The intensive care unit is vital. When a patient comes in who has been shot and badly injured, you often do ‘damage control surgery’ to stop the immediate bleeding.

Then you put them in intensive care overnight to try and correct their physiology – to make sure that they are warm and their blood is clotting – and the next day you take them back into theatre to do the slower and more meticulous work of repairing areas that have been damaged.

One woman was in intensive care for the whole three weeks I was there. She had been shot in the abdomen and had injuries to her bowel and a very large open wound over her left flank.

An MSF staff member speaks with armed men at a checkpoint in Aden.

We had problems with infection and great problems with nutrition – she couldn’t take food orally because of her bowel injuries so we had to feed her via a drip.

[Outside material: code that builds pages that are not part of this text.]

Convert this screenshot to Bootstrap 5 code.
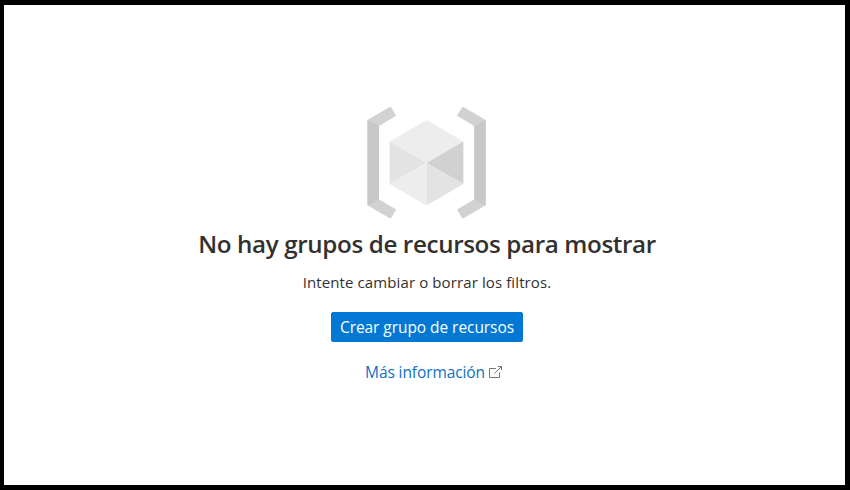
<!DOCTYPE html>
<html lang="es">
<head>
<meta charset="utf-8">
<meta name="viewport" content="width=device-width, initial-scale=1">
<title>Grupos de recursos</title>
<link href="https://cdn.jsdelivr.net/npm/bootstrap@5.3.0/dist/css/bootstrap.min.css" rel="stylesheet">
<style>
  body { font-family: "Open Sans", "Noto Sans", sans-serif; color: #323130; }
  .empty-frame { border: 5px solid #000; border-left-width: 4px; padding: 102px 0 0 5px; }
  .empty-art { width: 119px; height: 112px; margin-right: 2px; }
  .empty-title { font-size: 24.2px; line-height: 34px; font-weight: 560; letter-spacing: -.37px; margin-top: 8px; }
  .empty-text { font-size: 15px; line-height: 20px; letter-spacing: .11px; margin-top: 11px; }
  .btn-create { --bs-btn-bg: #0078d4; --bs-btn-border-color: #0078d4; width: 192px; height: 30px; font-size: 15.5px; line-height: 27px; letter-spacing: -.06px; border-radius: 2px; margin-top: 20px; }
  .more-link { color: #1070c4; font-size: 15.5px; line-height: 20px; letter-spacing: -.1px; margin: 20px 0 0 14px; gap: 4px; }
</style>
</head>
<body>
<main class="empty-frame vh-100 bg-white d-flex flex-column align-items-center text-nowrap overflow-hidden">
  <svg class="empty-art flex-shrink-0" viewBox="367 107 119 112" aria-hidden="true">
    <g id="bracket">
      <path fill="#d2d2d2" d="M367.5 120 389.7 107.1q1-.6 1.6.4l4.9 8.2-17.3 10.3v73.2l17.3 10.3-4.9 8.3q-.6 1-1.6.4L367.5 205.2Z"/>
      <path fill="#c8c8c8" d="M367.5 120 379 126v73.2l-11.5 6Z"/>
    </g>
    <use href="#bracket" transform="matrix(-1 0 0 1 853.2 0)"/>
    <path fill="#ededed" d="M426.5 120 463.4 141.5 426.5 163 389.6 141.5Z"/>
    <path fill="#e3e3e3" d="M389.6 141.5 426.5 163 389.6 184Z"/>
    <path fill="#d1d1d1" d="M463.4 141.5v42.5L426.5 163Z"/>
    <path fill="#ededed" d="M389.6 184 426.5 163v42.5Z"/>
    <path fill="#e3e3e3" d="M463.4 184 426.5 163v42.5Z"/>
  </svg>
  <h1 class="empty-title mb-0">No hay grupos de recursos para mostrar</h1>
  <p class="empty-text mb-0">Intente cambiar o borrar los filtros.</p>
  <button type="button" class="btn btn-primary btn-create p-0">Crear grupo de recursos</button>
  <a href="#" class="more-link d-flex align-items-center text-decoration-none"><span>Más información</span>
    <svg width="14" height="14" viewBox="0 0 14 14" fill="none" stroke="#777" aria-hidden="true"><path d="M7 3.5H.5v9h10V7.5M9 1.5h3.5V5M12.5 1.5 5.5 8.5"/></svg>
  </a>
</main>
<script src="https://cdn.jsdelivr.net/npm/bootstrap@5.3.0/dist/js/bootstrap.bundle.min.js"></script>
</body>
</html>
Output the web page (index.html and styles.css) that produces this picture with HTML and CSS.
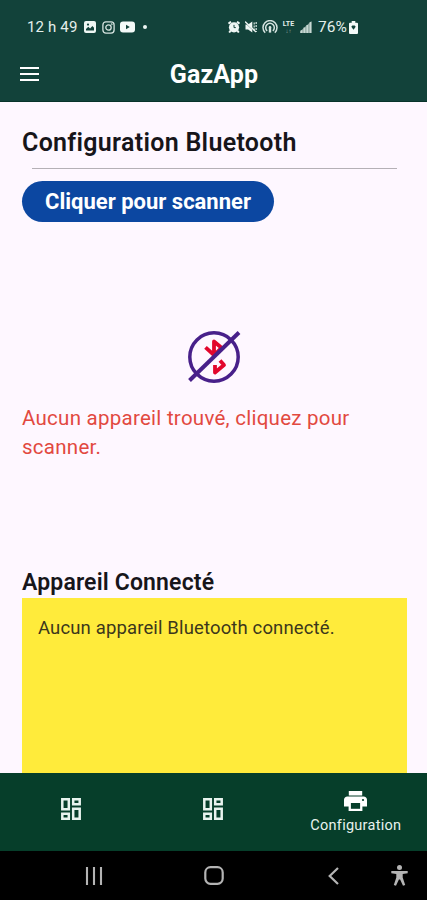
FILE: index.html
```html
<!DOCTYPE html>
<html lang="fr">
<head>
    <meta charset="UTF-8">
    <title>GazApp</title>
    <link rel="stylesheet" href="styles.css">
</head>
<body>
<div class="phone">
    <header class="header">
        <!--status bar-->
        <div class="status">
            <div class="status-left">
                <span class="time">12 h 49</span>
                <svg class="photo" width="12" height="12" viewBox="0 0 12 12">
                    <rect width="12" height="12" rx="2" fill="#eef6f3"/>
                    <path d="M2 9.6V8l2.3-2.2 1.8 1.6L8.4 5 10 6.7v2.9z" fill="#12423a"/>
                    <circle cx="4" cy="3.6" r="1.1" fill="#12423a"/>
                </svg>
                <svg class="insta" width="13" height="13" viewBox="0 0 13 13" fill="none" stroke="#d5e3df" stroke-width="1.3">
                    <rect x=".9" y=".9" width="11.2" height="11.2" rx="3"/>
                    <circle cx="6.5" cy="6.5" r="2.7"/>
                    <circle cx="9.7" cy="3.3" r=".3"/>
                </svg>
                <svg class="video" width="15" height="12" viewBox="0 0 15 12">
                    <rect y=".5" width="15" height="11" rx="3" fill="#f4faf8"/>
                    <path d="M6 3.7v4.6L9.8 6z" fill="#12423a"/>
                </svg>
                <span class="dot"></span>
            </div>
            <div class="status-right">
                <svg class="alarm" width="12" height="12" viewBox="0 0 12 12">
                    <path d="M.5 2.7L3 .7M11.5 2.7L9 .7M2.7 9.5l-1.5 2M9.3 9.5l1.5 2" stroke="#eef6f3" stroke-width="2"/>
                    <circle cx="6" cy="6.3" r="5.1" fill="#eef6f3"/>
                    <path d="M6 3.9v2.7h1.8" fill="none" stroke="#12423a" stroke-width="1"/>
                </svg>
                <svg class="mute" width="12" height="12" viewBox="0 0 12 12">
                    <path d="M.5 3.6h2.6L7.3.4v11.2L3.1 8.4H.5z" fill="#eef6f3"/>
                    <path d="M9.2 1.5v9M11.2 1v10" stroke="#c8d9d4" stroke-width="1.3" stroke-dasharray="2 1"/>
                    <path d="M.3 1.9l10.5 9.8" stroke="#12423a" stroke-width=".6"/>
                    <path d="M0 .5l11 10.5" stroke="#eef6f3" stroke-width="1.3"/>
                </svg>
                <svg class="hotspot" width="16" height="14" viewBox="0 0 16 14" fill="none" stroke="#d5e3df" stroke-width="1.5">
                    <path d="M3.2 12.7a7 7 0 1 1 9.6 0M5.2 10.9a4.3 4.3 0 1 1 5.6 0"/>
                    <path d="M8 7.6v5" stroke-width="2.4"/>
                    <circle cx="8" cy="7.4" r="1.3" fill="#d5e3df" stroke="none"/>
                </svg>
                <span class="lte">LTE<small>↓↑</small></span>
                <svg class="signal" width="12" height="12" viewBox="0 0 12 12">
                    <path d="M0 12V10.5L11.5 0V12z" fill="#8fa8a2"/>
                    <path d="M1.5 12V9.2M4.4 12V6.6M7.3 12V4M10.5 12V1" stroke="#c8d9d4" stroke-width="1.7"/>
                </svg>
                <span class="percent">76%</span>
                <svg class="battery" width="9" height="13" viewBox="0 0 9 13">
                    <path d="M2.7 0h3.6v1.8H8q1 0 1 1V12q0 1-1 1H1q-1 0-1-1V2.8q0-1 1-1h1.7z" fill="#f4faf8"/>
                    <path d="M4.5 8.8L2.3 5.8l1-1.3h2.4l1 1.3z" fill="#12423a"/>
                </svg>
            </div>
        </div>
        <div class="bar">
            <div class="burger"><span></span><span></span><span></span></div>
            <h1>GazApp</h1>
        </div>
    </header>
    <main class="content">
        <h2 class="title">Configuration Bluetooth</h2>
        <hr class="line">
        <button class="scan">Cliquer pour scanner</button>
        <div class="empty">
            <svg class="no-bluetooth" width="54" height="54" viewBox="0 0 54 54" fill="none">
                <circle cx="27" cy="27" r="24.2" stroke="#48208a" stroke-width="3.5"/>
                <path d="M18.5 17.3l8.500 7.700V11.500l7.500 6.300-5 5M33 30.500l4 4.500-9 7.500v-7.500" stroke="#e2062c" stroke-width="3.8" stroke-linejoin="round"/>
                <path d="M2.5 50.5L52 2.5" stroke="#48208a" stroke-width="4"/>
            </svg>
            <p>Aucun appareil trouvé, cliquez pour scanner.</p>
        </div>
        <h3 class="subtitle">Appareil Connecté</h3>
        <div class="connected">Aucun appareil Bluetooth connecté.</div>
    </main>
    <nav class="tabs">
        <a class="tab">
            <svg width="20" height="22" viewBox="0 0 20 22" fill="none" stroke="#e8f3ee" stroke-width="2.5">
                <path d="M1.3 1.3h6.5v10H1.3zM12.2 1.3h6.5v5h-6.5zM12.2 10.7h6.5v10h-6.5zM1.3 15.7h6.5v5H1.3z"/>
            </svg>
        </a>
        <a class="tab">
            <svg width="20" height="22" viewBox="0 0 20 22" fill="none" stroke="#e8f3ee" stroke-width="2.5">
                <path d="M1.3 1.3h6.5v10H1.3zM12.2 1.3h6.5v5h-6.5zM12.2 10.7h6.5v10h-6.5zM1.3 15.7h6.5v5H1.3z"/>
            </svg>
        </a>
        <a class="tab current">
            <svg width="23" height="20" viewBox="0 0 23 20">
                <path d="M4.8 0h13.4v4.4H4.8zM3.4 5.5h16.2c2 0 3.4 1.4 3.4 3.3v6.6h-4.6V20H4.6v-4.6H0V8.8c0-1.9 1.4-3.3 3.4-3.3z" fill="#fff"/>
                <path d="M6.9 12h9.2v5.8H6.9z" fill="#063e2a"/>
                <circle cx="19" cy="9" r="1.1" fill="#063e2a"/>
            </svg>
            <span>Configuration</span>
        </a>
    </nav>
    <!--android keys-->
    <div class="keys">
        <svg class="recent" width="18" height="18" viewBox="0 0 18 18" stroke="#b4b4b4" stroke-width="2.1">
            <path d="M2 0v18M9 0v18M16 0v18"/>
        </svg>
        <svg class="home" width="20" height="19" viewBox="0 0 20 19" fill="none" stroke="#b4b4b4" stroke-width="2.2">
            <rect x="1.3" y="1.2" width="17.4" height="16.6" rx="5.2"/>
        </svg>
        <svg class="back" width="11" height="18" viewBox="0 0 11 18" fill="none" stroke="#b4b4b4" stroke-width="2.2">
            <path d="M10 1L1.7 9l8.3 8"/>
        </svg>
        <svg class="access" width="17" height="21" viewBox="0 0 17 21" fill="#b4b4b4">
            <circle cx="8.5" cy="2.6" r="2.5"/>
            <path d="M.3 6h16.4v2.3l-5 .8v3.4l2.5 7.5-2.2.8-2.9-6.3H7.900L5 20.800l-2.200-.8 2.500-7.500V9.100l-5-.8z"/>
        </svg>
    </div>
</div>
</body>
</html>
```
FILE: styles.css
```css
* {
    margin: 0;
    padding: 0;
    box-sizing: border-box;
}

body {
    font-family: Roboto, "Liberation Sans", sans-serif;
    background-color: #fef7ff;
}

svg {
    display: block;
    flex: none;
}

.phone {
    width: 427px;
    height: 900px;
    display: flex;
    flex-direction: column;
    overflow: hidden;
}

.header {
    height: 102px;
    background-color: #12423a;
    border-bottom: 1px solid #08332a;
    color: #fff;
}

.status {
    height: 54px;
    padding: 0 69px 0 27px;
    display: flex;
    justify-content: space-between;
    align-items: center;
}

.status-left,
.status-right {
    display: flex;
    align-items: center;
    color: #e4efeb;
    font-size: 15px;
    letter-spacing: 0.15px;
}

.time {
    width: 57px;
    white-space: nowrap;
}

.insta {
    margin-left: 6px;
}

.video {
    margin-left: 5px;
}

.dot {
    width: 4px;
    height: 4px;
    margin-left: 8px;
    border-radius: 50%;
    background-color: #eef6f3;
}

.mute,
.hotspot {
    margin-left: 5px;
}

.lte {
    width: 13px;
    margin-left: 4px;
    font-size: 7px;
    font-weight: bold;
    line-height: 7px;
    letter-spacing: 0;
    text-align: center;
}

.lte small {
    display: block;
    font-size: 6px;
    line-height: 6px;
    opacity: 0.5;
}

.signal {
    margin-left: 5px;
}

.percent {
    width: 31px;
    margin-left: 6px;
    font-size: 15.5px;
    letter-spacing: 0;
    white-space: nowrap;
}

.bar {
    height: 40px;
    padding-left: 20px;
    display: flex;
    align-items: center;
}

.burger {
    width: 19px;
    display: flex;
    flex-direction: column;
    gap: 4px;
}

.burger span {
    height: 2px;
    background-color: #fff;
}

.bar h1 {
    flex: 1;
    padding-right: 38px;
    font-size: 25px;
    font-weight: 700;
    letter-spacing: 0.1px;
    text-align: center;
}

.content {
    flex: 1;
    min-height: 0;
    padding: 25px 20px 0 22px;
    display: flex;
    flex-direction: column;
    align-items: flex-start;
}

.title {
    font-size: 25px;
    font-weight: 600;
    line-height: 32px;
    letter-spacing: 0.3px;
    color: #17151a;
    white-space: nowrap;
}

.line {
    width: 365px;
    height: 1px;
    margin: 9px 0 12px 10px;
    border: none;
    background-color: #b5b0b6;
}

.scan {
    width: 252px;
    height: 41px;
    border: none;
    border-radius: 21px;
    background-color: #0c47a1;
    color: #fff;
    font-family: inherit;
    font-size: 22px;
    font-weight: 700;
    white-space: nowrap;
}

.empty {
    width: 100%;
    height: 345px;
    padding-top: 108px;
}

.no-bluetooth {
    margin: 0 0 20px 165px;
}

.empty p {
    font-size: 20.5px;
    line-height: 29px;
    letter-spacing: 0.26px;
    color: #e2493f;
}

.subtitle {
    font-size: 23px;
    font-weight: 600;
    line-height: 32px;
    letter-spacing: 0.15px;
    color: #17151a;
    white-space: nowrap;
}

.connected {
    flex: 1;
    width: 385px;
    margin-top: -1px;
    padding: 16px;
    background-color: #ffeb3b;
    color: #3c371c;
    font-size: 18.5px;
    line-height: 28px;
    letter-spacing: 0.14px;
}

.tabs {
    height: 78px;
    display: grid;
    grid-template-columns: repeat(3, 1fr);
    background-color: #063e2a;
}

.tab {
    display: flex;
    flex-direction: column;
    align-items: center;
    padding-top: 25px;
}

.tab.current {
    padding-top: 18px;
    color: #e8f3ee;
    font-size: 14.5px;
    line-height: 20px;
    letter-spacing: 0.27px;
}

.tab.current span {
    margin-top: 5px;
}

.keys {
    height: 49px;
    padding-left: 85px;
    display: flex;
    align-items: center;
    background-color: #000;
}

.home {
    margin-left: 101px;
}

.back {
    margin-left: 104px;
}

.access {
    margin-left: 52px;
}
```
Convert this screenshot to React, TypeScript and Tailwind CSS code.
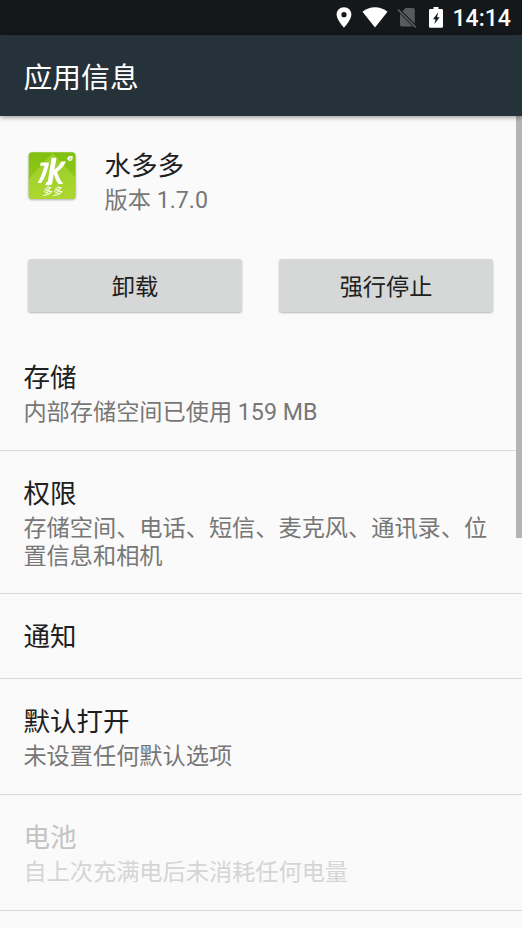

But by the time I left, her wound was improving and her nutritional state was good. I’m hopeful that she’ll do well. She certainly wouldn’t have survived without the intensive care unit.

Next door to the hospital is a cholera treatment centre, but the epidemic is almost over in Aden and few patients were coming in – though cholera is still a big problem in other parts of the country.

Normal life is falling apart

In the street beyond the hospital, shops were open and people seemed to be going about their lives. I had the sense that normal life was carrying on – on the surface at least – but that underneath people were desperate.

Years of war, shortages of food and medicines and the destruction of basic services have left everyone struggling. Everyone I met knew families who can barely afford to eat.

The normal structure is falling apart.

Yet now, and throughout the worst of the war, the hospital has kept on running.

Even when there were tanks outside the front door, MSF made sure that the hospital always had supplies and electricity and that the staff had encouragement and support.

Throughout the conflict, MSF has provided reliably safe trauma care which wouldn’t otherwise have been there.